If you have any questions at all, please don’t hesitate to let us know. We’re available during regular business hours (9 AM - 5 PM MST, Monday - Friday) via the Live Chat link on our website http://www.stackable.com or by emailing help@stackable.com.

Update: Beginning at 12:01 AM MST on Friday July 8th 2011, engineers replaced a failing load-balancer with a replacement server. The outage was expected to take only ten minutes to bring down the old server and bring the new one online. A notice was sent to affected customers to inform them of the anticipated brief outage.

The switch to the new server went as anticipated until it was discovered that networking was not working as designed.
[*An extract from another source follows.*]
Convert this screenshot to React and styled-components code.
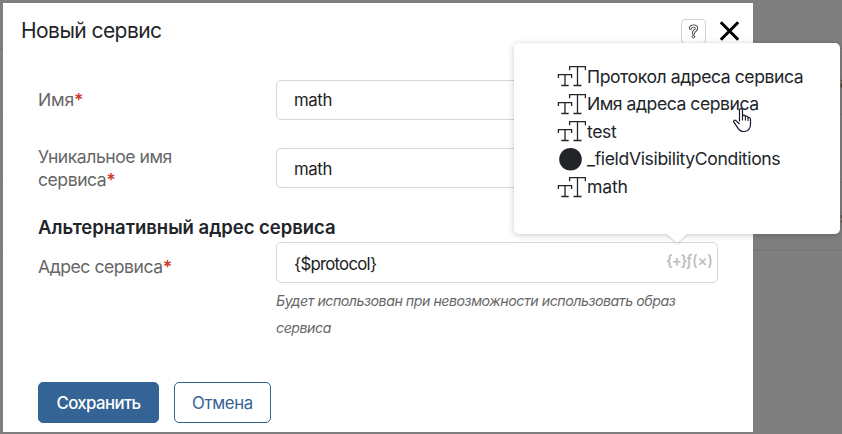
import React from 'react';
import styled, { createGlobalStyle } from 'styled-components';

const GlobalStyle = createGlobalStyle`
  * { box-sizing: border-box; }
  body { margin: 0; overflow: hidden; font-family: Inter, "Liberation Sans", sans-serif; color: #212529; }
`;

const Page = styled.div`
  position: relative;
  width: 842px;
  height: 434px;
  background: #7f7f7f;
  overflow: hidden;
`;

const PageRow = styled.div`
  display: flex;
  justify-content: flex-end;
  align-items: center;
  height: ${(p) => p.$height}px;
  border-bottom: 1px solid #747474;
  font-size: 16px;
  color: #3c3733;
`;

const Clipped = styled.span`
  width: 2px;
  overflow: hidden;
  white-space: nowrap;
`;

const Modal = styled.section`
  position: absolute;
  left: 3px;
  top: 3px;
  width: 750px;
  height: 429px;
  display: flex;
  flex-direction: column;
  background: #fff;
`;

const Header = styled.header`
  display: flex;
  align-items: center;
  flex: none;
  height: 56px;
  padding: 0 13px 0 18px;
`;

const Title = styled.h1`
  flex: 1;
  margin: 0;
  font-size: 21px;
  line-height: 28px;
  font-weight: 400;
  letter-spacing: -0.56px;
`;

const HelpButton = styled.button`
  display: flex;
  align-items: center;
  justify-content: center;
  width: 25px;
  height: 25px;
  margin-right: 13px;
  padding: 0;
  background: #fff;
  border: 1px solid #d4d4d4;
  border-radius: 4px;
`;

const CloseButton = styled.button`
  display: flex;
  padding: 0;
  border: 0;
  background: none;
`;

const Form = styled.form`
  display: flex;
  flex-direction: column;
  padding: 21px 35px 0;
`;

const Field = styled.div`
  display: grid;
  grid-template-columns: 238px 442px;
  align-items: ${(p) => (p.$top ? 'start' : 'center')};
  margin-bottom: ${(p) => p.$gap || 0}px;
`;

const Label = styled.label`
  width: 160px;
  padding-top: ${(p) => p.$offset || 0}px;
  padding-bottom: ${(p) => p.$lift || 0}px;
  font-size: 17.6px;
  line-height: 23px;
  letter-spacing: ${(p) => p.$spacing ?? -0.47}px;
  color: #666;
`;

const Required = styled.span`
  font-weight: 600;
  color: #d0392b;
`;

const InputBox = styled.div`
  display: flex;
  align-items: center;
  justify-content: space-between;
  height: ${(p) => p.$height || 40}px;
  padding: ${(p) => p.$drop || 0}px 7px 0 17px;
  border: 1px solid #d6d6d6;
  border-radius: 5px;
  background: #fff;
  font-size: 16.8px;
  line-height: 24px;
  letter-spacing: ${(p) => p.$spacing ?? -0.38}px;
  color: #212121;
`;

const InputTools = styled.span`
  display: flex;
  align-items: center;
  height: 24px;
  margin-top: -5px;
  color: #bdbdbd;
`;

const Braces = styled.span`
  width: 20px;
  font-size: 15px;
  font-weight: 600;
  letter-spacing: -1.1px;
`;

const Formula = styled.span`
  width: 24px;
  font-size: 15.5px;
  font-weight: 500;
  letter-spacing: -0.4px;
`;

const Heading = styled.h2`
  margin: 0 0 3px;
  font-size: 18.5px;
  line-height: 24px;
  font-weight: 600;
  letter-spacing: -0.03px;
`;

const Hint = styled.p`
  margin: 4px 0 0;
  font-size: 14.2px;
  font-style: italic;
  line-height: 27px;
  letter-spacing: -0.47px;
  color: #686868;
`;

const Footer = styled.footer`
  display: flex;
  gap: 15px;
  margin-top: auto;
  padding: 0 35px 9px;
`;

const Button = styled.button`
  width: ${(p) => p.$width}px;
  height: 41px;
  padding: 1px 0 0;
  border: 1px solid #346395;
  border-radius: 5px;
  background: ${(p) => (p.$primary ? '#346395' : '#fff')};
  color: ${(p) => (p.$primary ? '#fff' : '#346395')};
  font-family: inherit;
  font-size: 16.8px;
  font-weight: ${(p) => (p.$primary ? 500 : 400)};
  letter-spacing: ${(p) => (p.$primary ? -0.6 : -0.35)}px;
`;

const Popover = styled.div`
  position: absolute;
  left: 514px;
  top: 43px;
  width: 326px;
  height: 191px;
  padding: 19.5px 0 0 43px;
  border-radius: 5px;
  background: #fff;
  box-shadow: 0 1px 6px rgba(0, 0, 0, 0.22);

  &::after {
    content: '';
    position: absolute;
    left: 153px;
    top: 100%;
    border: 10px solid transparent;
    border-top: 9px solid #fff;
    border-bottom: 0;
    filter: drop-shadow(0 1px 1px rgba(0, 0, 0, 0.2));
  }
`;

const Options = styled.ul`
  display: flex;
  flex-direction: column;
  margin: 0;
  padding: 0;
  list-style: none;
`;

const Option = styled.li`
  display: flex;
  align-items: center;
  height: 27.6px;
  font-size: 17.6px;
  line-height: 27.6px;
  letter-spacing: ${(p) => p.$spacing ?? -0.38}px;
  white-space: nowrap;

  svg { flex: none; margin-right: 1px; }
`;

const Pointer = styled.svg`
  position: absolute;
  left: 732px;
  top: 107px;
`;

const TextIcon = () => (
  <svg width="29" height="24" viewBox="0 0 29 24" fill="none" stroke="#212529" strokeWidth="1.3">
    <path d="M1.4 14V10.7H14.6V14M8 10.7V21.5M4.3 21.5H11.7" />
    <path d="M12.6 6.2V2.6H28.4V6.2M20.5 2.6V21.5M16.5 21.5H24.5" />
  </svg>
);

const DotIcon = () => (
  <svg width="29" height="24" viewBox="0 0 29 24">
    <circle cx="13.5" cy="12.2" r="11.3" fill="#212529" />
  </svg>
);

const options = [
  { name: 'Протокол адреса сервиса', spacing: -0.43 },
  { name: 'Имя адреса сервиса', spacing: -0.47 },
  { name: 'test', spacing: -0.4 },
  { name: '_fieldVisibilityConditions', spacing: -0.36, dot: true },
  { name: 'math', spacing: -0.15 },
];

export default function App() {
  return (
    <Page>
      <GlobalStyle />
      <PageRow $height={49} />
      <PageRow $height={66}><Clipped>а</Clipped></PageRow>
      <PageRow $height={68} />
      <PageRow $height={68}><Clipped>s</Clipped></PageRow>

      <Modal>
        <Header>
          <Title>Новый сервис</Title>
          <HelpButton type="button" aria-label="Справка">
            <svg width="11" height="15" viewBox="0 0 11 15" fill="none" strokeLinecap="round">
              <path d="M2.5 4.2C2.5 1.2 8.6 1.2 8.5 4.6C8.4 6.8 5.4 6.6 5.4 9.2" stroke="#333" strokeWidth="3.2" />
              <path d="M2.5 4.2C2.5 1.2 8.6 1.2 8.5 4.6C8.4 6.8 5.4 6.6 5.4 9.2" stroke="#fff" strokeWidth="1.5" />
              <circle cx="5.4" cy="12.6" r="1.3" fill="#fff" stroke="#333" strokeWidth="0.9" />
            </svg>
          </HelpButton>
          <CloseButton type="button" aria-label="Закрыть">
            <svg width="21" height="22" viewBox="0 0 21 22" stroke="#000" strokeWidth="3">
              <path d="M1.8 2.3L19.2 19.7M19.2 2.3L1.8 19.7" />
            </svg>
          </CloseButton>
        </Header>

        <Form>
          <Field $gap={25}>
            <Label $spacing={-0.15} $lift={2}>Имя<Required>*</Required></Label>
            <InputBox>math</InputBox>
          </Field>
          <Field $gap={24}>
            <Label>Уникальное имя сервиса<Required>*</Required></Label>
            <InputBox $drop={2}>math</InputBox>
          </Field>
          <Heading>Альтернативный адрес сервиса</Heading>
          <Field $top>
            <Label $offset={13}>Адрес сервиса<Required>*</Required></Label>
            <div>
              <InputBox $height={41} $spacing={-0.75} $drop={2}>
                {'{$protocol}'}
                <InputTools>
                  <Braces>{'{+}'}</Braces>
                  <Formula>ƒ(×)</Formula>
                </InputTools>
              </InputBox>
              <Hint>Будет использован при невозможности использовать образ сервиса</Hint>
            </div>
          </Field>
        </Form>

        <Footer>
          <Button type="button" $primary $width={121}>Сохранить</Button>
          <Button type="button" $width={97}>Отмена</Button>
        </Footer>
      </Modal>

      <Popover>
        <Options>
          {options.map((o) => (
            <Option key={o.name} $spacing={o.spacing}>
              {o.dot ? <DotIcon /> : <TextIcon />}
              {o.name}
            </Option>
          ))}
        </Options>
      </Popover>

      <Pointer width="20" height="26" viewBox="0 0 20 26">
        <path
          d="M7.5 14.5V3.2C7.5 1 10.5 1 10.5 3.2V9.2C11.2 7.6 13.3 8 13.4 9.6C14.4 8.8 16 9.2 16 10.8C17 10 18.5 10.8 18.5 12.2V17C18.5 21.8 16 24.5 12 24.5C8.5 24.5 7 23 5.6 20.6L1.8 15.2C.9 13.7 2.7 12.4 4 13.6L7.5 17"
          fill="#fff" stroke="#15172b" strokeWidth="1.2" strokeLinejoin="round"
        />
        <path d="M10.5 9V13.5M13.4 9.6V13.5M16 10.8V14" stroke="#15172b" strokeWidth="1.1" />
      </Pointer>
    </Page>
  );
}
Nearly all IP addresses bound to customer sites were not accessible from beyond Stackable’s network. Engineers immediately began to investigate and quickly discovered that the ARP (Address Resolution Protocol) caches were not properly expiring on our upstream Cisco network devices.

To make matters worse, the Cisco routers refused to clear the cache despite repeated attempts using a variety of methods. Ultimately, the only available fix was to manually create and enter ARP entries for several hundred addresses bound to the load-balancer in order to restore upstream connectivity. It took some time for this fix to be written and implemented.

This is obviously a very serious flaw in Cisco IOS and our engineers are working with Cisco to determine the cause and implement a permanent resolution.

Though some sites came online earlier, it took until 2:04 AM before engineers determined that operations were fully restored.

We certainly don’t consider this sort of extended outage acceptable and to our customers we offer a sincere apology. We’re sorry.

This morning, we’re working on a number of options to increase the availability of our front-end load-balancers far beyond what we have in place right now. As we work toward increasing reliability, we’ll continue to keep our customers informed.